Utility risk sits underneath that. If XPL’s core use cases remain too niche, or worse, become replaceable, then efficiency stops being a moat. Layer-2s and modular chains are cutting costs aggressively. A competitor shaving fees another 20 percent can erase XPL’s advantage overnight. What looks like innovation on the surface becomes maintenance underneath, and maintenance rarely excites capital.
Macro pressure compounds this. If rates stay higher for longer and liquidity tightens again, speculative appetite fades fast. In 2022, we saw what happens when that switch flips. Tokens with real products still fell 70 percent because they were priced for growth that couldn’t happen under those conditions. If Bitcoin dominance pushes back toward 60 percent, which has happened before during risk-off phases, capital drains from utility plays first. XPL wouldn’t be singled out. It would just be part of the math.
There’s also the supply question people don’t like to sit with. If staking yields hover around 8 percent while real demand grows slower than supply emissions, pressure builds silently. Those rewards have to go somewhere. If they hit the market faster than new users arrive, price weakens even as fundamentals look “fine.” This is where many good projects get stuck in long ranges that exhaust believers.

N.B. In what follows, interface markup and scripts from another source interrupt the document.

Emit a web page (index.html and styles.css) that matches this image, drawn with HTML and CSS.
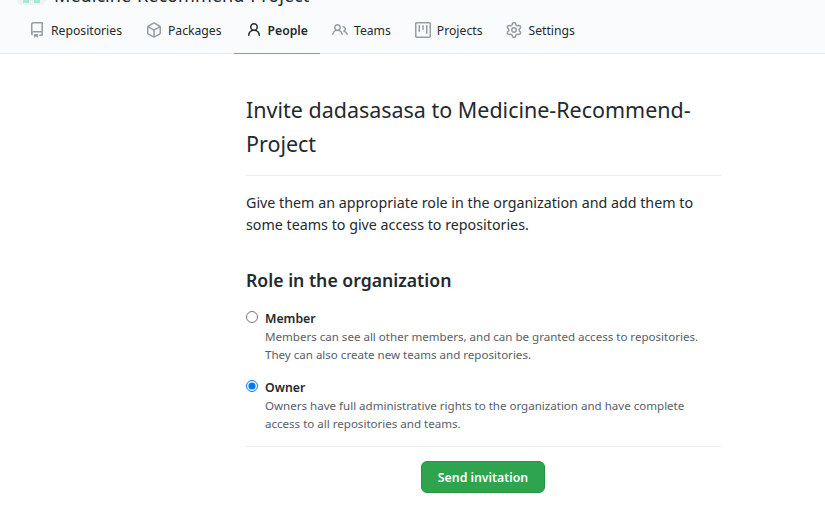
FILE: index.html
```html
<!DOCTYPE html>
<html lang="en">
<head>
<meta charset="utf-8">
<title>Invite dadasasasa</title>
<link rel="stylesheet" href="styles.css">
</head>
<body>
<header class="org-header">
  <div class="org-title">
    <span class="org-avatar"><i></i><i></i></span>
    <span class="org-name">Medicine-Recommend-Project</span>
  </div>
  <nav class="tabs">
    <a class="tab">
      <svg class="icon" viewBox="0 0 16 16"><path d="M2 2.5A2.5 2.5 0 0 1 4.5 0h8.75a.75.75 0 0 1 .75.75v12.5a.75.75 0 0 1-.75.75h-2.5a.75.75 0 0 1 0-1.5h1.75v-2h-8a1 1 0 0 0-.714 1.7.75.75 0 1 1-1.072 1.05A2.495 2.495 0 0 1 2 11.5Zm10.5-1h-8a1 1 0 0 0-1 1v6.708A2.486 2.486 0 0 1 4.5 9h8ZM5 12.25a.25.25 0 0 1 .25-.25h3.5a.25.25 0 0 1 .25.25v3.25a.25.25 0 0 1-.4.2l-1.45-1.087a.249.249 0 0 0-.3 0L5.4 15.7a.25.25 0 0 1-.4-.2Z"/></svg>
      <span class="tab-label">Repositories</span>
    </a>
    <a class="tab">
      <svg class="icon" viewBox="0 0 16 16"><path d="m8.878.392 5.25 3.045c.54.314.872.89.872 1.514v6.098a1.75 1.75 0 0 1-.872 1.514l-5.25 3.045a1.75 1.75 0 0 1-1.756 0l-5.25-3.045A1.75 1.75 0 0 1 1 11.049V4.951c0-.624.332-1.201.872-1.514L7.122.392a1.75 1.75 0 0 1 1.756 0ZM7.875 1.69l-4.63 2.685L8 7.133l4.755-2.758-4.63-2.685a.248.248 0 0 0-.25 0ZM2.5 5.677v5.372c0 .09.047.171.125.216l4.625 2.683V8.432Zm6.25 8.271 4.625-2.683a.25.25 0 0 0 .125-.216V5.677L8.75 8.432Z"/></svg>
      <span class="tab-label">Packages</span>
    </a>
    <a class="tab tab-active">
      <svg class="icon" viewBox="0 0 16 16"><path d="M10.561 8.073a6.005 6.005 0 0 1 3.432 5.142.75.75 0 1 1-1.498.07 4.5 4.5 0 0 0-8.99 0 .75.75 0 0 1-1.498-.07 6.004 6.004 0 0 1 3.431-5.142 3.999 3.999 0 1 1 5.123 0ZM10.5 5a2.5 2.5 0 1 0-5 0 2.5 2.5 0 0 0 5 0Z"/></svg>
      <span class="tab-label">People</span>
    </a>
    <a class="tab">
      <svg class="icon" viewBox="0 0 16 16"><path d="M2 5.5a3.5 3.5 0 1 1 5.898 2.549 5.508 5.508 0 0 1 3.034 4.084.75.75 0 1 1-1.482.235 4 4 0 0 0-7.9 0 .75.75 0 0 1-1.482-.236A5.507 5.507 0 0 1 3.102 8.05 3.493 3.493 0 0 1 2 5.5ZM11 4a3.001 3.001 0 0 1 2.22 5.018 5.01 5.01 0 0 1 2.56 3.012.749.749 0 0 1-.885.954.752.752 0 0 1-.549-.514 3.507 3.507 0 0 0-2.522-2.372.75.75 0 0 1-.574-.73v-.352a.75.75 0 0 1 .416-.672A1.5 1.5 0 0 0 11 5.5.75.75 0 0 1 11 4Zm-5.5-.5a2 2 0 1 0-.001 3.999A2 2 0 0 0 5.5 3.5Z"/></svg>
      <span class="tab-label">Teams</span>
    </a>
    <a class="tab">
      <svg class="icon" viewBox="0 0 16 16"><path d="M1.75 0h12.5C15.216 0 16 .784 16 1.75v12.5A1.75 1.75 0 0 1 14.25 16H1.75A1.75 1.75 0 0 1 0 14.25V1.75C0 .784.784 0 1.75 0ZM1.5 1.75v12.5c0 .138.112.25.25.25h12.5a.25.25 0 0 0 .25-.25V1.75a.25.25 0 0 0-.25-.25H1.75a.25.25 0 0 0-.25.25ZM11.75 3a.75.75 0 0 1 .75.75v7.5a.75.75 0 0 1-1.5 0v-7.5a.75.75 0 0 1 .75-.75Zm-8.25.75a.75.75 0 0 1 1.5 0v5.5a.75.75 0 0 1-1.5 0ZM8 3a.75.75 0 0 1 .75.75v3.5a.75.75 0 0 1-1.5 0v-3.5A.75.75 0 0 1 8 3Z"/></svg>
      <span class="tab-label">Projects</span>
    </a>
    <a class="tab">
      <svg class="icon" viewBox="0 0 16 16"><path d="M8 0a8.2 8.2 0 0 1 .701.031C9.444.095 9.99.645 10.16 1.29l.288 1.107c.018.066.079.158.212.224.231.114.454.243.668.386.123.082.233.09.299.071l1.103-.303c.644-.176 1.392.021 1.82.63.27.385.506.792.704 1.218.315.675.111 1.422-.364 1.891l-.814.806c-.049.048-.098.147-.088.294.016.257.016.515 0 .772-.01.147.038.246.088.294l.814.806c.475.469.679 1.216.364 1.891a7.977 7.977 0 0 1-.704 1.217c-.428.61-1.176.807-1.82.63l-1.102-.302c-.067-.019-.177-.011-.3.071a5.909 5.909 0 0 1-.668.386c-.133.066-.194.158-.211.224l-.29 1.106c-.168.646-.715 1.196-1.458 1.26a8.006 8.006 0 0 1-1.402 0c-.743-.064-1.289-.614-1.458-1.26l-.289-1.106c-.018-.066-.079-.158-.212-.224a5.738 5.738 0 0 1-.668-.386c-.123-.082-.233-.09-.299-.071l-1.103.303c-.644.176-1.392-.021-1.82-.63a8.12 8.12 0 0 1-.704-1.218c-.315-.675-.111-1.422.363-1.891l.815-.806c.05-.048.098-.147.088-.294a6.214 6.214 0 0 1 0-.772c.01-.147-.038-.246-.088-.294l-.815-.806C.635 6.045.431 5.298.746 4.623a7.92 7.92 0 0 1 .704-1.217c.428-.61 1.176-.807 1.82-.63l1.102.302c.067.019.177.011.3-.071.214-.143.437-.272.668-.386.133-.066.194-.158.211-.224l.29-1.106C6.009.645 6.556.095 7.299.03 7.53.01 7.764 0 8 0Zm-.571 1.525c-.036.003-.108.036-.137.146l-.289 1.105c-.147.561-.549.967-.998 1.189-.173.086-.34.183-.5.29-.417.278-.97.423-1.529.27l-1.103-.303c-.109-.03-.175.016-.195.045-.22.312-.412.644-.573.99-.014.031-.021.11.059.19l.815.806c.411.406.562.957.53 1.456a4.709 4.709 0 0 0 0 .582c.032.499-.119 1.05-.53 1.456l-.815.806c-.081.08-.073.159-.059.19.162.346.353.677.573.989.02.03.085.076.195.046l1.102-.303c.56-.153 1.113-.008 1.53.27.161.107.328.204.501.29.447.222.85.629.997 1.189l.289 1.105c.029.109.101.143.137.146a6.6 6.6 0 0 0 1.142 0c.036-.003.108-.036.137-.146l.289-1.105c.147-.561.549-.967.998-1.189.173-.086.34-.183.5-.29.417-.278.97-.423 1.529-.27l1.103.303c.109.029.175-.016.195-.045.22-.313.411-.644.573-.99.014-.031.021-.11-.059-.19l-.815-.806c-.411-.406-.562-.957-.53-1.456a4.709 4.709 0 0 0 0-.582c-.032-.499.119-1.05.53-1.456l.815-.806c.081-.08.073-.159.059-.19a6.464 6.464 0 0 0-.573-.989c-.02-.03-.085-.076-.195-.046l-1.102.303c-.56.153-1.113.008-1.53-.27a4.44 4.44 0 0 0-.501-.29c-.447-.222-.85-.629-.997-1.189l-.289-1.105c-.029-.11-.101-.143-.137-.146a6.6 6.6 0 0 0-1.142 0ZM11 8a3 3 0 1 1-6 0 3 3 0 0 1 6 0ZM9.5 8a1.5 1.5 0 1 0-3.001.001A1.5 1.5 0 0 0 9.5 8Z"/></svg>
      <span class="tab-label">Settings</span>
    </a>
  </nav>
</header>
<main class="content">
  <h1 class="title">Invite dadasasasa to Medicine-Recommend-Project</h1>
  <p class="lead">Give them an appropriate role in the organization and add them to some teams to give access to repositories.</p>
  <h2 class="section">Role in the organization</h2>
  <form class="roles">
    <label class="role">
      <input class="radio" type="radio" name="role">
      <span class="role-text">
        <strong class="role-name">Member</strong>
        <span class="role-note">Members can see all other members, and can be granted access to repositories. They can also create new teams and repositories.</span>
      </span>
    </label>
    <label class="role">
      <input class="radio" type="radio" name="role" checked>
      <span class="role-text">
        <strong class="role-name">Owner</strong>
        <span class="role-note">Owners have full administrative rights to the organization and have complete access to all repositories and teams.</span>
      </span>
    </label>
    <div class="actions">
      <button class="send" type="button">Send invitation</button>
    </div>
  </form>
</main>
</body>
</html>
```
FILE: styles.css
```css
* { box-sizing: border-box; }
html, body { margin: 0; padding: 0; }
body {
  height: 524px;
  overflow: hidden;
  background: #fff;
  color: #24292e;
  font-family: "Noto Sans", "Open Sans", sans-serif;
}
.org-header {
  height: 54px;
  background: #fafbfc;
  border-bottom: 1px solid #e8eaec;
  display: flex;
  flex-direction: column;
  justify-content: flex-end;
}
.org-title {
  height: 6px;
  flex: none;
  padding-left: 17px;
  display: flex;
  align-items: flex-end;
  gap: 8px;
  margin-bottom: 3px;
}
.org-avatar {
  flex: none;
  width: 29px;
  height: 12px;
  padding: 0 6px 2px;
  background: #eff1f3;
  border-radius: 0 0 5px 5px;
  display: flex;
  align-items: flex-end;
  gap: 5px;
}
.org-avatar i { width: 6px; height: 5px; background: #a3e8d9; }
.org-name {
  font-size: 18.1px;
  line-height: 26px;
  white-space: nowrap;
  margin-bottom: -3px;
}
.tabs {
  display: flex;
  height: 45px;
  padding: 0 0 2px 17px;
  flex: none;
}
.tab {
  display: flex;
  align-items: center;
  gap: 6px;
  padding: 0 12px;
  font-size: 12.2px;
  color: #24292e;
  position: relative;
}
.tab-label { padding-top: 1px; }
.icon { width: 16px; height: 16px; fill: #959da5; flex: none; }
.tab-active { font-weight: 600; }
.tab-active .icon { fill: #24292e; }
.tab-active::after {
  content: "";
  position: absolute;
  left: 0; right: 0; bottom: -3px;
  height: 1px;
  background: #e6765f;
}
.content { width: 475px; margin-left: 246px; }
.title {
  margin: 39px 0 0;
  padding-bottom: 14px;
  border-bottom: 1px solid #eaecef;
  font-size: 21.47px;
  line-height: 34px;
  font-weight: 400;
}
.lead {
  margin: 15.5px 0 0;
  font-size: 14.28px;
  line-height: 22.5px;
}
.section {
  margin: 31.5px 0 0;
  font-size: 17.65px;
  line-height: 24px;
  font-weight: 600;
}
.roles { margin-top: 16px; }
.role { display: flex; gap: 7px; margin-bottom: 13px; }
.radio { width: 12px; height: 12px; margin: 3px 0 0; flex: none; }
.role-text { display: block; }
.role-name {
  display: block;
  padding-top: 1px;
  font-size: 12.3px;
  line-height: 19px;
  font-weight: 600;
}
.role-note {
  display: block;
  font-size: 11.55px;
  line-height: 18px;
  color: #586069;
}
.actions {
  border-top: 1px solid #eaecef;
  padding: 14px 1px 0 0;
  display: flex;
  justify-content: center;
}
.send {
  width: 124px;
  height: 32px;
  padding: 1px 0 0;
  background: #2ea44f;
  color: #fff;
  border: 1px solid #2a9346;
  border-radius: 6px;
  font: 600 12.3px/20px "Noto Sans", sans-serif;
}
```
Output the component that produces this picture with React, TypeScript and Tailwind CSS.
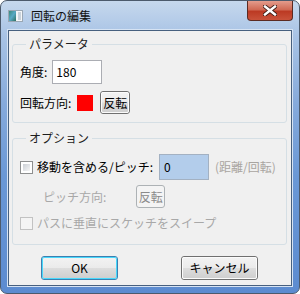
const font = { fontFamily: '"Noto Sans CJK JP", "Noto Sans", sans-serif' };

function WinButton({ label, disabled, primary, className }: { label: string; disabled?: boolean; primary?: boolean; className?: string }) {
	if (disabled) {
		return (
			<div className={`flex items-center justify-center rounded-[3px] border border-[#adb2b5] bg-[#f4f4f4] text-[#8a8a8a] ${className ?? ""}`}>
				{label}
			</div>
		);
	}
	return (
		<div
			className={`rounded-[3px] border ${primary ? "border-[#3c7fb1]" : "border-[#707070]"} ${className ?? ""}`}
		>
			<div
				className={`flex h-full w-full items-center justify-center rounded-[2px] border ${primary ? "border-[#48d8fb]" : "border-[#fbfbfb]"} bg-[linear-gradient(#f2f2f2_0%,#ebebeb_48%,#dddddd_52%,#cfcfcf_100%)] text-black`}
			>
				{label}
			</div>
		</div>
	);
}

function CheckBox({ disabled }: { disabled?: boolean }) {
	return (
		<div className={`h-[13px] w-[13px] border ${disabled ? "border-[#c2c2c2] bg-[#f4f4f4]" : "border-[#8e8f8f] bg-white"} p-[2px]`}>
			<div
				className={`h-full w-full ${disabled ? "bg-[#f4f4f4]" : "bg-[linear-gradient(135deg,#cbcfd5,#f6f6f6)]"}`}
			/>
		</div>
	);
}

function AppIcon() {
	return (
		<svg width="15" height="12" viewBox="0 0 15 12">
			<rect x="0.5" y="0.5" width="14" height="11" fill="#f4f6f8" stroke="#9aa7b4" />
			<rect x="1" y="1" width="7" height="10" fill="url(#g)" />
			<rect x="10" y="2" width="3" height="8" fill="#c9d2da" />
			<defs>
				<linearGradient id="g" x1="0" y1="0" x2="1" y2="1">
					<stop offset="0" stopColor="#3c8a7a" />
					<stop offset="0.5" stopColor="#58a9c6" />
					<stop offset="1" stopColor="#2e6f5e" />
				</linearGradient>
			</defs>
		</svg>
	);
}

export default function App() {
	return (
		<div
			style={font}
			className="flex h-[294px] w-[300px] flex-col rounded-[7px] border border-[#4c5a6c] bg-[linear-gradient(#c6d8ed_0%,#a8c3e5_12%,#86aadb_35%,#6a98d6_60%,#5c8bd0_100%)] text-[12px] text-black"
		>
			<div className="flex h-[29px] shrink-0">
				<div className="flex items-center pl-[7px] pt-[1px]">
					<AppIcon />
					<span className="ml-[8px] leading-[16px] text-[#111]">回転の編集</span>
				</div>
				<div className="ml-auto mr-[6px] h-[20px] w-[46px] rounded-b-[4px] border border-t-0 border-[#5b2a22] bg-[linear-gradient(#e49c8c_0%,#d06a55_45%,#bc3a24_55%,#c9523a_100%)]">
					<div className="flex h-full items-center justify-center">
						<svg width="14" height="11" viewBox="0 0 14 11">
							<path d="M2 1.5 L12 9.5 M12 1.5 L2 9.5" stroke="#3a1a14" strokeWidth="4.2" strokeLinecap="square" />
							<path d="M2 1.5 L12 9.5 M12 1.5 L2 9.5" stroke="#ffffff" strokeWidth="2.4" strokeLinecap="square" />
						</svg>
					</div>
				</div>
			</div>
			<div className="mx-[7px] mb-[7px] flex flex-1 flex-col border border-[#47607f] bg-[#f0f0f0] shadow-[0_0_0_1px_#d6e3f3]">
				<fieldset className="ml-[3px] mr-[4px] mt-[5px] rounded-[3px] border border-[#d5dfe5] pb-[8px] pl-[7px]">
					<legend className="ml-[6px] px-[3px] leading-[16px] text-[#1e1e1e]">パラメータ</legend>
					<div className="mt-[8px] flex h-[24px] items-center">
						<span className="leading-[16px]">角度:</span>
						<div className="ml-[5px] flex h-[24px] w-[50px] items-center border border-[#abadb3] bg-white pl-[3px]">
							180
						</div>
					</div>
					<div className="mt-[7px] flex h-[23px] items-center">
						<span className="leading-[16px]">回転方向:</span>
						<div className="ml-[6px] h-[16px] w-[16px] bg-[#ff0000]" />
						<WinButton label="反転" className="ml-[7px] h-[23px] w-[30px]" />
					</div>
				</fieldset>
				<fieldset className="ml-[3px] mr-[4px] mt-[7px] rounded-[3px] border border-[#d5dfe5] pb-[13px] pl-[7px]">
					<legend className="ml-[6px] px-[3px] leading-[16px] text-[#1e1e1e]">オプション</legend>
					<div className="mt-[8px] flex h-[26px] items-center">
						<CheckBox />
						<span className="ml-[4px] leading-[16px]">移動を含める/ピッチ:</span>
						<div className="ml-[6px] flex h-[26px] w-[50px] items-center border border-[#a3b1c2] bg-[#b3cdeb] pl-[4px]">
							0
						</div>
						<span className="ml-[6px] leading-[16px] text-[#a9a5a0]">(距離/回転)</span>
					</div>
					<div className="mt-[5px] flex h-[23px] items-center">
						<span className="ml-[23px] leading-[16px] text-[#a8a8a8]">ピッチ方向:</span>
						<WinButton label="反転" disabled className="ml-[30px] h-[23px] w-[29px]" />
					</div>
					<div className="mt-[7px] flex h-[16px] items-center">
						<CheckBox disabled />
						<span className="ml-[4px] leading-[16px] text-[#a8a8a8]">パスに垂直にスケッチをスイープ</span>
					</div>
				</fieldset>
				<div className="mt-[11px] flex">
					<WinButton label="OK" primary className="ml-[32px] h-[24px] w-[77px]" />
					<WinButton label="キャンセル" className="ml-[63px] h-[24px] w-[77px]" />
				</div>
			</div>
		</div>
	);
}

Understanding that helps explain why bullish and bearish paths for XPL aren’t about one headline event. They’re about whether small signals line up at the same time. User growth that holds. Volume that deepens rather than spikes. Fees that feel cheap but not disposable. Macro conditions that don’t actively fight risk-taking.
What struck me most, watching similar tokens over the past year, is how rarely price leads fundamentals now. In 2021, charts ran ahead and everything else chased. Today, it’s reversed. Activity moves first. Price notices later, if at all. That’s healthier, but it tests patience.
If XPL leans into that reality, the bullish case isn’t flashy. It’s a gradual repricing as the foundation thickens underneath. If it doesn’t, the bearish case isn’t dramatic either. It’s long stretches of silence punctuated by brief hope.